12 comments to &Co – a distinctive Sauvignon from Hawkes Bay

  • Sounds fascinating. Makes me sorry that I couldn’t make it to this tasting.

  • Andrew Halliwell

    Gutsy move, going for a crown cap. No doubt Jamie would know a thing or two about the pros/cons and O2 transmission etc. Personally I like it, about the only other wine I’ve seen with the same top would be Turkey Flat Sparkling Shiraz – which is covered by a paper ribbon and looks damn cool.

    http://www.turkeyflat.com.au/wines/?Item=PrdctsSparkling&template=wine_details

  • keith Prothero

    What bizarre labels though

  • william beavington

    Very cool – I want to buy it just for the packaging – this confirms that I am truly a label drinker – as Jamie has often accused me of being. HOWEVER – I’m serious – I want to try it – so Jamie – where can we buy this?

  • william beavington

    OK – got it – Wine Searcher goes it again.

  • keith Prothero

    William—-I am beginning to wonder whether you are as odd as your brother-in-law :)-

  • MichaelB

    Sounds and looks interesting but certainly is gutsy/strange to use crown cap on 75cl still wine. Not everyone finishes a bottle in one sitting and therefore it seems a bit inconvenient. I assume her winemaking isn’t Frank Cornelissen style ‘natural’ and that the wine would oxidise significantly if left overnight? Provide your own cork style stopper? Thanks.

  • Alex Lake

    I often leave bottles of (non-ancient) white overnight in the fridge with no closure and don’t have a problem.

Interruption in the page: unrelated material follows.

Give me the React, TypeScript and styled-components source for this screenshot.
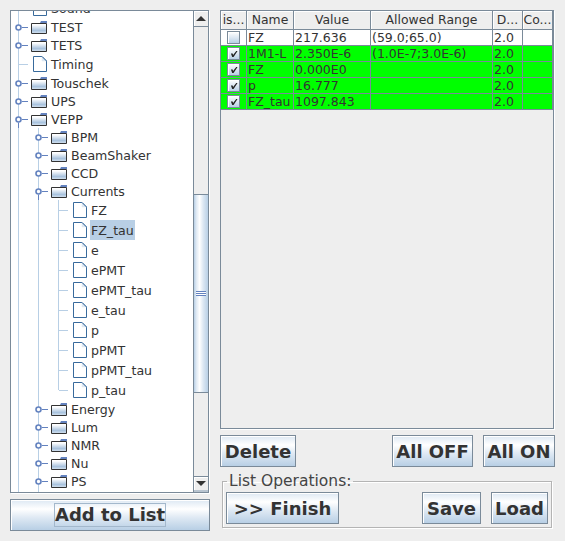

    Presumably the “front label” is technically a “back label”?

  • Doug

    Crown cap is not uncommon. A few examples in Alsace, most notably Pierre Frick. Lots in Veneto and Emilia Romagna too – and not just sparkling wines. The “designer” label is too much for me, but chacun etc etc.

    Michael – Frank Cornelissen’s wines do the reverse of expected. The longer they’re open the fresher they become (up to a point). I’ve triple decanted them and left them for up to three days in a decanter (and that’s just the whites) until the reduction blows off and they display all their intrinsic fruit and minerality.

  • I’ve had the chance to try this wine and it is definitely a NZ Sauv Blanc that I can get behind. Far from the standard style that has become boring. Gabrielle is lovely as well.

  • Gabrielle was charming – so nice to see someone doing something a bit different. And she’s got a thoughtful approach.